We know drivers are very sensitive to their customers’ needs and there are times when a passenger will ask a driver to “step on it.” For all the taxi passengers out there reading this, please resist that urge!   Like I said previously, drivers already have a very difficult job and when they are also conflicted with balancing the requests of their passengers and their desire and obligation to follow the law, it can create a stressful environment for both the driver and passenger.
TLC licensees have a unique and powerful ability, though.  With over 120,000 licensed drivers and 70,000 licensed vehicles, our licensees are in a position to really set the tone on our streets by driving the speed limit.  If our drivers drive the speed limit, it will send a ripple effect to all other drivers who will then also have to drive the speed limit. 

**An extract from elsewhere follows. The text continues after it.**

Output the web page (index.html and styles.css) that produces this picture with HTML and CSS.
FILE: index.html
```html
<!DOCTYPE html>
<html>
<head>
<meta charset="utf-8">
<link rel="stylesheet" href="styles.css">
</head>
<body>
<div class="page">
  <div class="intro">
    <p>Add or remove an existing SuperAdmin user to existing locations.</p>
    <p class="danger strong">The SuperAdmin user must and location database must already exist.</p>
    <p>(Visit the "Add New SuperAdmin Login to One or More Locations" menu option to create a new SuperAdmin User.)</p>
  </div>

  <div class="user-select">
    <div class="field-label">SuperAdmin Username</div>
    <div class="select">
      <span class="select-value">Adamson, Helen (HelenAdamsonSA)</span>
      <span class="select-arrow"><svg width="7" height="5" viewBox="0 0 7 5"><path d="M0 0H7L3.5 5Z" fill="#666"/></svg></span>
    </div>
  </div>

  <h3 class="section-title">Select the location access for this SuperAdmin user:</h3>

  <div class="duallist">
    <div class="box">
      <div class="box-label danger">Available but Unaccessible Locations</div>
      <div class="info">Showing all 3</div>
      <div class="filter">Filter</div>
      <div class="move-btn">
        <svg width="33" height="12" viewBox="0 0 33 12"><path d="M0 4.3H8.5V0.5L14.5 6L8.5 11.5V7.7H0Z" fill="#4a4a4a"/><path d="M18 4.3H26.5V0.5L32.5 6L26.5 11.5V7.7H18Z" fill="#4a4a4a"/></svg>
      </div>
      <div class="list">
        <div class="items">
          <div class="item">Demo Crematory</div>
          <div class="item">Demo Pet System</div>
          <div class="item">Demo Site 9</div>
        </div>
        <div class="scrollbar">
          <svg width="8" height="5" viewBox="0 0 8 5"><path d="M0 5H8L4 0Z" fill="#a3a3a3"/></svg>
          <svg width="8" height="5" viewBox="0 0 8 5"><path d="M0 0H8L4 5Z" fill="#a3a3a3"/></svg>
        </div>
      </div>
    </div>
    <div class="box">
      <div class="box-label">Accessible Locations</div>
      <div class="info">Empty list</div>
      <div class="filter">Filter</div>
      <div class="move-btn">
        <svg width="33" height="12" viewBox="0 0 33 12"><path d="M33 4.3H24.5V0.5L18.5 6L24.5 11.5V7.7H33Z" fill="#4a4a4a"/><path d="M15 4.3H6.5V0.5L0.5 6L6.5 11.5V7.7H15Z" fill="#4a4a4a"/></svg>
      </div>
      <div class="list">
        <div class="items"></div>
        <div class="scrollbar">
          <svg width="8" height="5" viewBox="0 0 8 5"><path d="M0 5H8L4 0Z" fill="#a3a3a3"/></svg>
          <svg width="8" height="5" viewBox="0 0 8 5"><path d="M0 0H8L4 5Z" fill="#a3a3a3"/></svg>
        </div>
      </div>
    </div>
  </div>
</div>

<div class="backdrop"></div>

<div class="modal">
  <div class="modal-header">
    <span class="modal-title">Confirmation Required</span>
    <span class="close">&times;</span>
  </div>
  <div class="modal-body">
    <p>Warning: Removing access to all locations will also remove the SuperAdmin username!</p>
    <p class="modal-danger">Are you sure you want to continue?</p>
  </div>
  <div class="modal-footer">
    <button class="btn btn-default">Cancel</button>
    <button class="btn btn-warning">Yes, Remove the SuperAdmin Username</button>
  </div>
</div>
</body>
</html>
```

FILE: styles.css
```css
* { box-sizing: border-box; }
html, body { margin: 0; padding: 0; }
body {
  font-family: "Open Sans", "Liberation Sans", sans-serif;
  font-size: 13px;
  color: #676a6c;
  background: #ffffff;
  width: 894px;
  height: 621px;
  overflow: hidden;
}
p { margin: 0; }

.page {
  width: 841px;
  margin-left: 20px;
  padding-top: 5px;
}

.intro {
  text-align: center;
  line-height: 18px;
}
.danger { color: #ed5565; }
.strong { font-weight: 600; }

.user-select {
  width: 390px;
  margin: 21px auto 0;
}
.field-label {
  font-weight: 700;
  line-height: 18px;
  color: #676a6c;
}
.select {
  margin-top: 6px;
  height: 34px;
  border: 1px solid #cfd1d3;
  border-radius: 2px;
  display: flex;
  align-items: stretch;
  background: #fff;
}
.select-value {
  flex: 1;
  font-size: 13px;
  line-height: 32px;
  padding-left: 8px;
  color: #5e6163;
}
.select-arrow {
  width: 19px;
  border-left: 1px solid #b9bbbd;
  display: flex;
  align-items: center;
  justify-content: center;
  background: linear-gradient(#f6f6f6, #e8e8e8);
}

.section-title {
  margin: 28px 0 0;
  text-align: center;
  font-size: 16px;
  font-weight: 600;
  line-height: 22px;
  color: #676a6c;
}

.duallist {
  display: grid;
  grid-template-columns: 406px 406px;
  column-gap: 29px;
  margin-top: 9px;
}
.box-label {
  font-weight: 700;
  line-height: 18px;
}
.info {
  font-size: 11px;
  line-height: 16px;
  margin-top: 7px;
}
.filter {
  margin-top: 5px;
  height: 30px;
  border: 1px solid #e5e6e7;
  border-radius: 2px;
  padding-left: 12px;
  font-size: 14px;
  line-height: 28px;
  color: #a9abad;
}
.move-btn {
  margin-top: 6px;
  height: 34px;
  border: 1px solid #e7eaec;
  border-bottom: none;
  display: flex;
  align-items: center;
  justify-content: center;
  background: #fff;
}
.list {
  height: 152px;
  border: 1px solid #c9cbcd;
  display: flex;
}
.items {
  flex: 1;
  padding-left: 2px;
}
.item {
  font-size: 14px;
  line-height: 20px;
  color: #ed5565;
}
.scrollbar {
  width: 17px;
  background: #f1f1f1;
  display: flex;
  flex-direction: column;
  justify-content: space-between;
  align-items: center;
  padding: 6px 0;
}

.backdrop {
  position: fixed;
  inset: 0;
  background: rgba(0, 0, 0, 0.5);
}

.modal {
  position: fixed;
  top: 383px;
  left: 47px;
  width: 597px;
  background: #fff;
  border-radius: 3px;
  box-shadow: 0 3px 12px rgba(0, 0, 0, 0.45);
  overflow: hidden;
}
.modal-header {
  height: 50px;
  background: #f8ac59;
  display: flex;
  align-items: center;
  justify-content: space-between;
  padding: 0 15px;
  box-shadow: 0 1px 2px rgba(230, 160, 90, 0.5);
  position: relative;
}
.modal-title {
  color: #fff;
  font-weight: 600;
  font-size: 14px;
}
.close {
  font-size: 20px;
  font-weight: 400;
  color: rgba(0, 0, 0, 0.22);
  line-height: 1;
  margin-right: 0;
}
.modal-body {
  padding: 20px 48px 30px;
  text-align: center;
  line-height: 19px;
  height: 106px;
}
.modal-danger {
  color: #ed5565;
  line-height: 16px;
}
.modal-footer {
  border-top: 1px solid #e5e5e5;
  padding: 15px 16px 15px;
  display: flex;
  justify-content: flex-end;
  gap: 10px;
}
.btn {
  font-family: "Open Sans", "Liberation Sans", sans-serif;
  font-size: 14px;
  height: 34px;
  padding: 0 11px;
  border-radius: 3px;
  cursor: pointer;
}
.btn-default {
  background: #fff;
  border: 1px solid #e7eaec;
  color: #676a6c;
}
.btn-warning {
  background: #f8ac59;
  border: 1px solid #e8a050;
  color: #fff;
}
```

Lastly before I sign off this month, the TLC held a public hearing on February 12 to hear testimony from industry stakeholders regarding a licensing structure to address the ways in which for-hire vehicle (FHV) bases use smartphones applications to dispatch vehicles. An important role of the TLC is to promote innovation, accountability, customer service, safety, and consumer protection across all of our regulated industries.  Holding this hearing enabled us to better understand how the various dispatching apps operate within New York City and how our licensees are using them.

We received a lot of valuable feedback from those who attended the hearing and submitted written comments.  We are now in the process of digesting all positions that were discussed and will culminate the information into a fair and effective proposal for a licensing framework.